La réalisation d'Anno repose donc sur des rapides mouvements de caméra pour passer d'un visage à un autre, effectuant une quasi chorégraphie dans les nombreux échanges, avec en plus des plans très courts et des cadrages assez originaux. Malgré tout, ça reste finalement assez "sage" pour son cinéaste qui ne sort jamais de ces rails, contrairement à liberté de ses précédents titres, véritables laboratoires avant-gardistes (et métaphysiques) où les idées imprévisibles jaillissaient dans des fulgurances poétiques et formalistes.
Ici, c'est plus contenu, plus tenu. Ca m'a presque un peu déçu que ça ne prenne pas plus de risques dans la réalisation mais Anno avait sans doute plus de contraintes commerciales. Attention, rien d'académique non plus. Je dis ça par rapport au style habituel du maître. Mais ça vient peut-être de sa reprise du tournage en cours du route. Avec une réelle préparation, ça aurait peut-être été différent.

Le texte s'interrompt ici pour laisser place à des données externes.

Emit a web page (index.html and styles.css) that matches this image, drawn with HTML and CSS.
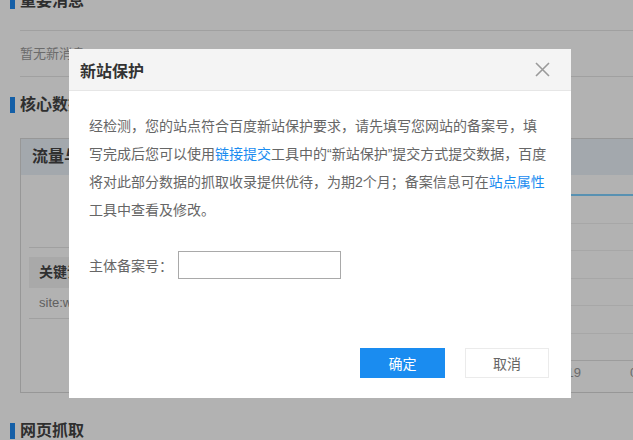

Et de toute façon les audaces du film se trouve évidement dans son scénario, son traitement du genre, sa manière de déjouer les attentes (du pur Anno !) et sa relation à Godzilla qui connaît ainsi plusieurs phases de mutations. Pataud et assez ridicule au début, la créature devient de plus en plus impressionnante et surtout menaçante au fur et à mesure que le film avance. Son attaque à mi-film est peut-être la plus spectaculaire et tétanisante de tous les Kaiju Eiga jamais filmés, servis par de fabuleux effets spéciaux. Cette séquence, plus le final davantage fun mais tout autant épique, restent les deux seules vraies séquences de destruction du film qui refuse la complaisance et la surenchère tout en étant définitive dans sa représentation apocalyptique.

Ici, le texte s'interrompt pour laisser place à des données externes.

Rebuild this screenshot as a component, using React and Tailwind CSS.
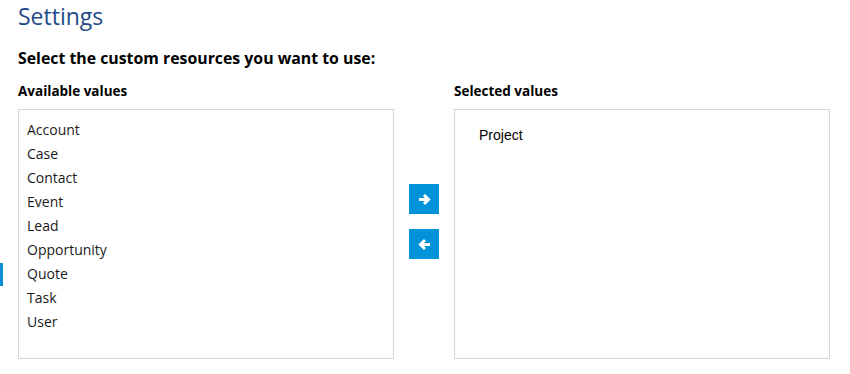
import React from "react";

const items = ["Account", "Case", "Contact", "Event", "Lead", "Opportunity", "Quote", "Task", "User"];

function Arrow({ dir }) {
  const d = dir === "right" ? "M1 6.5h9.5M6 2 10.5 6.5 6 11" : "M12 6.5H2.5M7 2 2.5 6.5 7 11";
  return (
    <svg width="13" height="13" viewBox="0 0 13 13" fill="none">
      <path d={d} stroke="white" strokeWidth="3" strokeLinecap="butt" strokeLinejoin="miter" />
    </svg>
  );
}

export default function App() {
  return (
    <div className="relative w-[850px] h-[374px] bg-white pl-[18px] text-[#1a1a1a]" style={{ fontFamily: '"Open Sans", sans-serif' }}>
      <div className="absolute left-0 top-[263px] w-[3px] h-[23px] bg-[#0a8fd6]" />
      <h1 className="text-[23px] leading-[32px] text-[#1f4b87] font-normal">Settings</h1>
      <h2 className="mt-[14px] text-[15.85px] leading-[24px] font-bold text-black">Select the custom resources you want to use:</h2>
      <div className="mt-[11px] flex">
        <div className="flex flex-col w-[376px]">
          <div className="text-[13.5px] leading-[20px] font-bold text-black">Available values</div>
          <div className="mt-[8px] h-[250px] border border-[#d6d6d6] pt-[8px] pl-[8px]">
            {items.map((it) => (
              <div key={it} className="text-[14px] leading-[24px] text-[#1a1a1a]">{it}</div>
            ))}
          </div>
        </div>
        <div className="w-[60px] flex flex-col items-center pt-[103px] gap-[15px]">
          <button className="w-[30px] h-[30px] bg-[#0093d9] flex items-center justify-center">
            <Arrow dir="right" />
          </button>
          <button className="w-[30px] h-[30px] bg-[#0093d9] flex items-center justify-center">
            <Arrow dir="left" />
          </button>
        </div>
        <div className="flex flex-col w-[376px]">
          <div className="text-[13.5px] leading-[20px] font-bold text-black">Selected values</div>
          <div className="mt-[8px] h-[250px] border border-[#d6d6d6] pt-[13px] pl-[24px]">
            <div className="text-[14px] leading-[24px] text-black" style={{ fontFamily: '"Liberation Sans", Arial, sans-serif' }}>Project</div>
          </div>
        </div>
      </div>
    </div>
  );
}
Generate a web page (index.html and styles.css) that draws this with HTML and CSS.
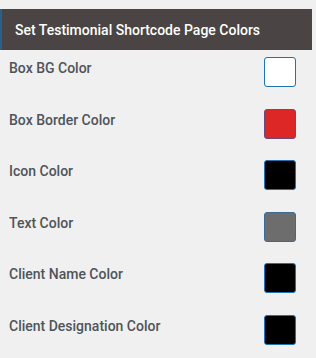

Il y a ainsi une envie de retourner aux sources du mythe et du film original de 1954, y compris en allant dans une direction plus humaine. Par exemple, les militaires japonais rappellent qu'ils sont là pour protéger les habitants et l'on s'attarde beaucoup sur les décombres, infusant un bilan de victimes qui n'a rien de factice.
Le pari n'était pas évident à remplir et malgré quelques scories dans l’interprétation, ce "nouveau" Godzilla est vraiment enthousiasmant.
Et j'espère que ça a donné envie à Hideaki Anno de rester derrière la caméra.